应用于室内空间具身智能机器人训练的真实感三维场景数据

具身智能机器人需要在多种场景下实现与环境的交互操作，面临着数据采集困难，实现成本高等技术瓶颈，本数据集可输出多样性室内空间3D场景数据，在视觉层面加强渲染效果，做到材质表现贴近真实，物理层面构建铰链化资产，模拟真实资产的交互动作，围绕OPEN USD数据框架，在仿真平台下可实现机器人高保真的训练，让具身智能更好的理解场景，加速机器人落地应用。本算法旨在处理三维模型，通过一系列步骤实现模型的分割、实例重组及格式转换，以生成新的实例模型，用于场景渲染和机器人训练等应用。 1.模型分割：本步骤接收任意初始三维模型作为输入，三维模型包括位置、尺寸、材质、顶点信息、法相信息、面片信息字段，运用拓扑连通性聚类算法将该组合模型拆分为多个面片组（face group），获取模型类型字段。此步骤有效提取模型的结构特征，有助于后续的实例重组。 2.模型实例重组：在此步骤中，对三维模型的位置、尺寸、材质、顶点信息、法相信息、面片信息字段进行分割，再利用Qwen-VL-Max和GroundingDino算法对分割后的部件进行组合，形成独立的模型实例，并获取其中的标签字段。标签字段能够使每个模型实例能够基于原模型的结构和信息进行识别和应用。 3.模型格式转换：本步骤将拆分获得的实例模型及其对应的材质信息转换为OpenUSD格式，并获取其中的碰撞体设置信息字段和动画约束信息字段，以使模型能够在场景中动起来。 数据字段中的物理属性、UV贴图路径、纹理细节、音效绑定、光源属性等字段为模型自身属性，并非所有模型都有相应字段。

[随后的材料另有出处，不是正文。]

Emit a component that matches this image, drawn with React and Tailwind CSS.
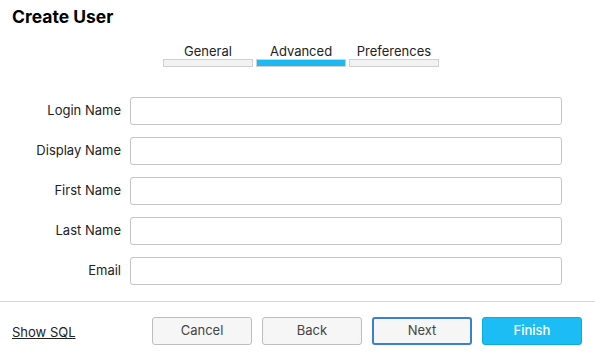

Embodied intelligent robots need to perform interactive operations with the environment in various scenarios, and face technical bottlenecks such as difficult data collection and high implementation costs. This dataset provides diverse 3D indoor scene data, with enhanced rendering effects in terms of vision to make material representations close to real ones. On the physical level, hinged assets are constructed to simulate the interactive actions of real assets. Based on the OPEN USD data framework, high-fidelity training of robots can be realized in simulation platforms, enabling embodied intelligence to better understand scenes and accelerating the practical deployment and application of robots. This algorithm is designed to process 3D models, and realizes model segmentation, instance recombination and format conversion through a series of steps to generate new instance models for applications such as scene rendering and robot training. 1. Model Segmentation: This step takes any initial 3D model as input. The 3D model includes fields such as position, size, material, vertex information, normal information and face information. Topological connectivity clustering algorithms are applied to split the combined model into multiple face groups and obtain the model type field. This step effectively extracts the structural features of the model, which is conducive to subsequent instance recombination. 2. Model Instance Recombination: In this step, the fields including position, size, material, vertex information, normal information and face information of the 3D model are first segmented. Then, the Qwen-VL-Max and GroundingDino algorithms are used to combine the segmented components to form independent model instances, and the label field is obtained. The label field enables each model instance to be identified and applied based on the structure and information of the original model. 3. Model Format Conversion: This step converts the split instance models and their corresponding material information into the OpenUSD format, and obtains the collision body setting information field and animation constraint information field therein, so that the models can move in the scene. Fields such as physical properties, UV map paths, texture details, sound effect bindings and light source properties in the data fields are the inherent attributes of the models, and not all models have corresponding fields.